MLSA - A Multi-layered Reference Corpus for German Sentiment Analysis

Sentence-layer annotation represents the most coarse-grained annotation in this corpus. We adhere to definitions of objectivity and subjectivity introduced in (Wiebe et al., 2005). Additionally, we followed guidelines drawn from (Balahur & Steinberger, 2009). Their clarifications proved to be quite effective, raising inter-annotator agreement in a sentence-layer polarity annotation task from about 50% to >80%. All sentences were annotated in two dimensions.

The first dimension covers the factual nature of the sentence, i.e. whether it provides objective information or if it is intended to express an opinion, belief or subjective argument. Therefore, it is either objective or subjective. The second dimension covers the semantic orientation of the sentence, i.e. its polarity. Thus, it is either positive, negative or neutral.

In the second layer, we model the contextually interpreted sentiments on the levels of words and NP/PP phrases. That is, the annotation decisions are based on the meaning of the words in the context of the sentence.

Word sentiment markers: The sentiments on the level of individual words are expressed by single character markers added at the end of the words.
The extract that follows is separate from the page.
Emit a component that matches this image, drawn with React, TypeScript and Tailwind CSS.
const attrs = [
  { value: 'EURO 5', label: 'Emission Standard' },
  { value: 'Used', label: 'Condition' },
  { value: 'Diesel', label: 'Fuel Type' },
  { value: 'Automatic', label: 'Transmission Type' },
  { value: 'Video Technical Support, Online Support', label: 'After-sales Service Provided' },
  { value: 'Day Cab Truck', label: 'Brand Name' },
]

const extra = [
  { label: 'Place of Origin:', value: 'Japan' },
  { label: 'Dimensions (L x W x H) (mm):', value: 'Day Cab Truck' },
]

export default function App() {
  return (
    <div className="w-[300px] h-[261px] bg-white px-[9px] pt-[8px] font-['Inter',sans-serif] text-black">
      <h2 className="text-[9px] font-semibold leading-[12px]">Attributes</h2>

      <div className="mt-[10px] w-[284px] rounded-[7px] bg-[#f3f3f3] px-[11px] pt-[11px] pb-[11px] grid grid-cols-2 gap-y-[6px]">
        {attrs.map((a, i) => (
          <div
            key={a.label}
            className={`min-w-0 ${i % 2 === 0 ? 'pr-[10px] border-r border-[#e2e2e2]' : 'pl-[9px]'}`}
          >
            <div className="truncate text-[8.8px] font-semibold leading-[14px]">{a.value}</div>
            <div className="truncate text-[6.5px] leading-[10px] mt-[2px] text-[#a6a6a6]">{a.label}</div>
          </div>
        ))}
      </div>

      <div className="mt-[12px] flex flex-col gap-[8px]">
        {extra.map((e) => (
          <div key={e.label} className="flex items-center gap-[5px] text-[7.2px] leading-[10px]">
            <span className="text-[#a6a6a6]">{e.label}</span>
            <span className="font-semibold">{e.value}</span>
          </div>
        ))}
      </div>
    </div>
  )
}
A word might be positive (+), negative(-), neutral(empty), a shifter (~), an intensifier (^), or a diminisher (%).

If a word ends with a hyphen (e.g., "auf beziehungs-_ bzw. partnerschaftliche Probleme-", an underscore is added to the word in order to prevent missinterpretations of the hyphen as a negative marker.

Currently, only words that are part of an NP/PP are marked with sentiment markers. Annotated words are nouns, adjectives, negation particles, prepositions, adverbs.

The world level annotation was done by 3 persons individually. The individual results were harmonized into a single reference annotation.

Phrase level markers:

Each phrase is marked up textually by brackets, e.g. "[auf beziehungs-_ bzw. partnerschaftliche Probleme-]". The type of a phrase (NP/PP) is not written to the brackets. We follow largely the annotation model of TIGER for structuring embedded NPs and PPs.

Currently, the following limitations with regard to TIGER exist: (1) Adjectival phrases are not marked up (2) Relative or infinitival sentences are not included in NPs/PPs if they appear at the end of a phrase or if the are discontiguous. We do not only annotate the phrases which immediately contain words that are marked up as polar. Any dependent subphrase (NP/PP) is integrated into all its dominating NPs/PPs, e.g. "[Die tieferen Ursachen [der Faszination+]]". Dependent subphrases without any polar words are also included, however, there is no internal bracketing for them, e.g. "[hohe+ Ansprüche an Qualität und Lage]"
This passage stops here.